- [PROBLEM TO WORK ON]:
Without the pictures, return all of the material exactly as written.

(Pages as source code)
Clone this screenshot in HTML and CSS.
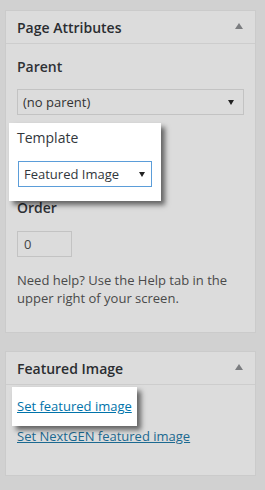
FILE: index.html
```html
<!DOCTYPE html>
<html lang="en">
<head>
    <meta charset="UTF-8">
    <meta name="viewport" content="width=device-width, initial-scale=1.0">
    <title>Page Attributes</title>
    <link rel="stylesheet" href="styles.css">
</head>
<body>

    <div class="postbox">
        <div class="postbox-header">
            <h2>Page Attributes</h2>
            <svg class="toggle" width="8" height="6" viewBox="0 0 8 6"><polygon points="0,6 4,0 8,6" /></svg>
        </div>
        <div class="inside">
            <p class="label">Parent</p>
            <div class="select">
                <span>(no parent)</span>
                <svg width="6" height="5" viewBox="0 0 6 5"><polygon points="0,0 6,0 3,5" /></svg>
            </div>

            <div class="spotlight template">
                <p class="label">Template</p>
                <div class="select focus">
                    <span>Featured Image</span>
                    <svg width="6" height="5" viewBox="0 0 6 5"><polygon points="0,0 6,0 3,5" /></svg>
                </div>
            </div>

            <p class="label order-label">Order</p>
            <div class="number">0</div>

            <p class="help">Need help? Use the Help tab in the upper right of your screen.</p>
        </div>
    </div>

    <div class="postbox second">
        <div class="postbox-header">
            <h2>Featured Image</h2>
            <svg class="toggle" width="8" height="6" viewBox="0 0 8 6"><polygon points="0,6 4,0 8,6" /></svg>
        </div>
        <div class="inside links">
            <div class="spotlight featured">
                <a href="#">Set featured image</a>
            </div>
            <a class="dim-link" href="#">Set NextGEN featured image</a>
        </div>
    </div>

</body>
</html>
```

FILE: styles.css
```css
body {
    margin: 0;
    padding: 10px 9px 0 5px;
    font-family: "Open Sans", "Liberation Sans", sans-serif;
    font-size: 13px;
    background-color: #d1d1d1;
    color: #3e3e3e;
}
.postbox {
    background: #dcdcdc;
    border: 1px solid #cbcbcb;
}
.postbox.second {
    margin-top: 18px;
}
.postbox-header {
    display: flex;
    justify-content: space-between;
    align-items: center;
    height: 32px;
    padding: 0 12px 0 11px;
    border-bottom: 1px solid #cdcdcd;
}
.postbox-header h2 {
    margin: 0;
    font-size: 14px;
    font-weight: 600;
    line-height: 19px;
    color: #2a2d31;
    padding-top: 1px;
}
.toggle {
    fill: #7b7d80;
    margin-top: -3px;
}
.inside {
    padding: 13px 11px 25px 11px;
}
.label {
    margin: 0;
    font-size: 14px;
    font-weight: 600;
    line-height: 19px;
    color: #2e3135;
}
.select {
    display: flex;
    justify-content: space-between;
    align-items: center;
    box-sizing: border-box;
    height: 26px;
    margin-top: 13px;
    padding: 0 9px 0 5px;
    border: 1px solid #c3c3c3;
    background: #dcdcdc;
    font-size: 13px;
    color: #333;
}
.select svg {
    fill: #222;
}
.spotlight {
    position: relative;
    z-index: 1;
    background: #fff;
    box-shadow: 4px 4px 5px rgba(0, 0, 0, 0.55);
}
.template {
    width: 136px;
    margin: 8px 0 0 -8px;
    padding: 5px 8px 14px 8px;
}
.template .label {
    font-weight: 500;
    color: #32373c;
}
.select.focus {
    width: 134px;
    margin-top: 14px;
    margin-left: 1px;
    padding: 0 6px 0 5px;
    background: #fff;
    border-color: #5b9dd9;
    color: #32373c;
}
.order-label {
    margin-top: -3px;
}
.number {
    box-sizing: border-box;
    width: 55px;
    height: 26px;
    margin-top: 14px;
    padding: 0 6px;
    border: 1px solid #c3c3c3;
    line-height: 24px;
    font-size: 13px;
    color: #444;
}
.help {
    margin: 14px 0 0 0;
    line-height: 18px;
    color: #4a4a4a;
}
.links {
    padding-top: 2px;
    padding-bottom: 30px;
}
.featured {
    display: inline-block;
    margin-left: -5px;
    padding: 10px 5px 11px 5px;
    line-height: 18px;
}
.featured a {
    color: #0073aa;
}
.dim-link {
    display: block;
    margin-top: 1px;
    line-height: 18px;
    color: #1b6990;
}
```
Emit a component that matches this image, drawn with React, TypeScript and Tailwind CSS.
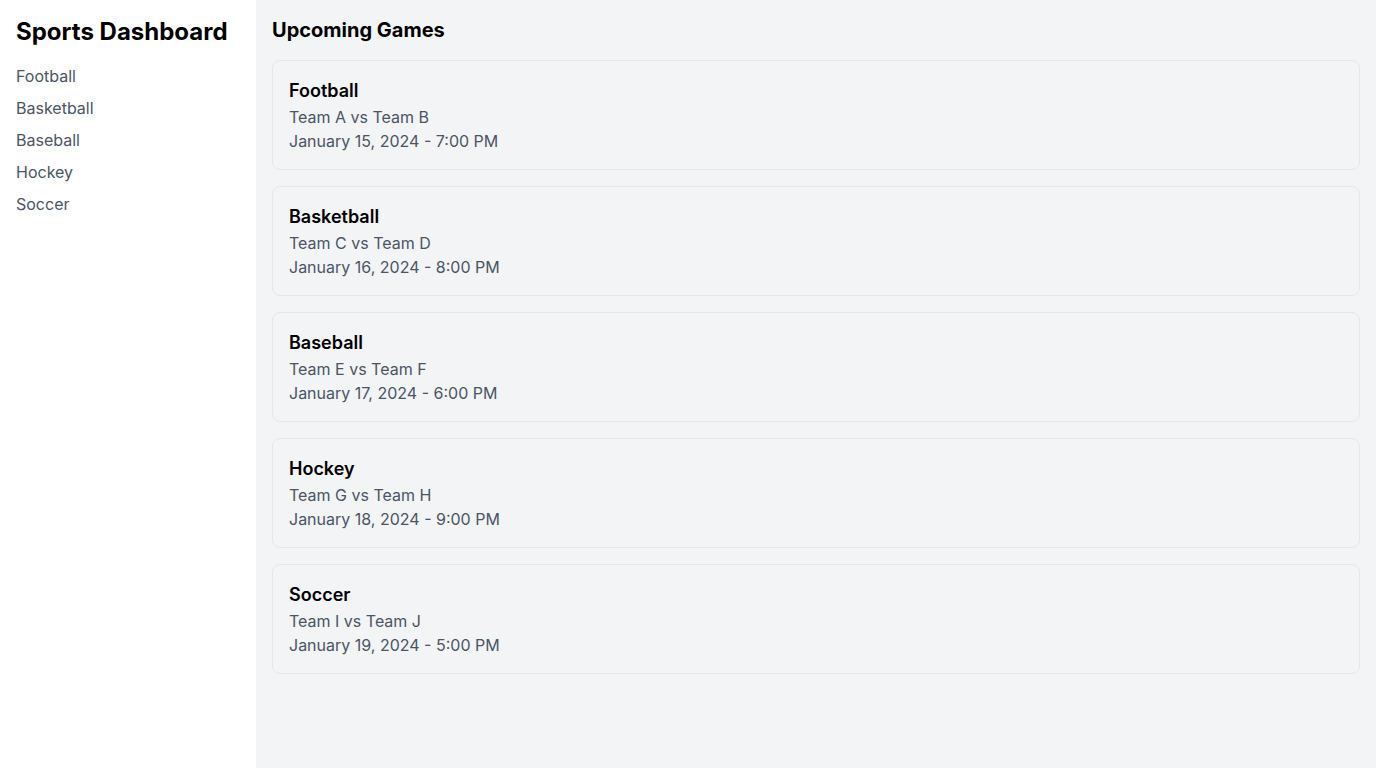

- [WRITTEN ANSWER]:
Clone this screenshot in HTML and CSS.
FILE: index.html
```html
<!DOCTYPE html>
<html lang="en">
<head>
    <meta charset="UTF-8">
    <meta name="viewport" content="width=device-width, initial-scale=1.0">
    <title>Page Attributes</title>
    <link rel="stylesheet" href="styles.css">
</head>
<body>

    <div class="postbox">
        <div class="postbox-header">
            <h2>Page Attributes</h2>
            <svg class="toggle" width="8" height="6" viewBox="0 0 8 6"><polygon points="0,6 4,0 8,6" /></svg>
        </div>
        <div class="inside">
            <p class="label">Parent</p>
            <div class="select">
                <span>(no parent)</span>
                <svg width="6" height="5" viewBox="0 0 6 5"><polygon points="0,0 6,0 3,5" /></svg>
            </div>

            <div class="spotlight template">
                <p class="label">Template</p>
                <div class="select focus">
                    <span>Featured Image</span>
                    <svg width="6" height="5" viewBox="0 0 6 5"><polygon points="0,0 6,0 3,5" /></svg>
                </div>
            </div>

            <p class="label order-label">Order</p>
            <div class="number">0</div>

            <p class="help">Need help? Use the Help tab in the upper right of your screen.</p>
        </div>
    </div>

    <div class="postbox second">
        <div class="postbox-header">
            <h2>Featured Image</h2>
            <svg class="toggle" width="8" height="6" viewBox="0 0 8 6"><polygon points="0,6 4,0 8,6" /></svg>
        </div>
        <div class="inside links">
            <div class="spotlight featured">
                <a href="#">Set featured image</a>
            </div>
            <a class="dim-link" href="#">Set NextGEN featured image</a>
        </div>
    </div>

</body>
</html>
```

FILE: styles.css
```css
body {
    margin: 0;
    padding: 10px 9px 0 5px;
    font-family: "Open Sans", "Liberation Sans", sans-serif;
    font-size: 13px;
    background-color: #d1d1d1;
    color: #3e3e3e;
}
.postbox {
    background: #dcdcdc;
    border: 1px solid #cbcbcb;
}
.postbox.second {
    margin-top: 18px;
}
.postbox-header {
    display: flex;
    justify-content: space-between;
    align-items: center;
    height: 32px;
    padding: 0 12px 0 11px;
    border-bottom: 1px solid #cdcdcd;
}
.postbox-header h2 {
    margin: 0;
    font-size: 14px;
    font-weight: 600;
    line-height: 19px;
    color: #2a2d31;
    padding-top: 1px;
}
.toggle {
    fill: #7b7d80;
    margin-top: -3px;
}
.inside {
    padding: 13px 11px 25px 11px;
}
.label {
    margin: 0;
    font-size: 14px;
    font-weight: 600;
    line-height: 19px;
    color: #2e3135;
}
.select {
    display: flex;
    justify-content: space-between;
    align-items: center;
    box-sizing: border-box;
    height: 26px;
    margin-top: 13px;
    padding: 0 9px 0 5px;
    border: 1px solid #c3c3c3;
    background: #dcdcdc;
    font-size: 13px;
    color: #333;
}
.select svg {
    fill: #222;
}
.spotlight {
    position: relative;
    z-index: 1;
    background: #fff;
    box-shadow: 4px 4px 5px rgba(0, 0, 0, 0.55);
}
.template {
    width: 136px;
    margin: 8px 0 0 -8px;
    padding: 5px 8px 14px 8px;
}
.template .label {
    font-weight: 500;
    color: #32373c;
}
.select.focus {
    width: 134px;
    margin-top: 14px;
    margin-left: 1px;
    padding: 0 6px 0 5px;
    background: #fff;
    border-color: #5b9dd9;
    color: #32373c;
}
.order-label {
    margin-top: -3px;
}
.number {
    box-sizing: border-box;
    width: 55px;
    height: 26px;
    margin-top: 14px;
    padding: 0 6px;
    border: 1px solid #c3c3c3;
    line-height: 24px;
    font-size: 13px;
    color: #444;
}
.help {
    margin: 14px 0 0 0;
    line-height: 18px;
    color: #4a4a4a;
}
.links {
    padding-top: 2px;
    padding-bottom: 30px;
}
.featured {
    display: inline-block;
    margin-left: -5px;
    padding: 10px 5px 11px 5px;
    line-height: 18px;
}
.featured a {
    color: #0073aa;
}
.dim-link {
    display: block;
    margin-top: 1px;
    line-height: 18px;
    color: #1b6990;
}
```
Emit a component that matches this image, drawn with React, TypeScript and Tailwind CSS.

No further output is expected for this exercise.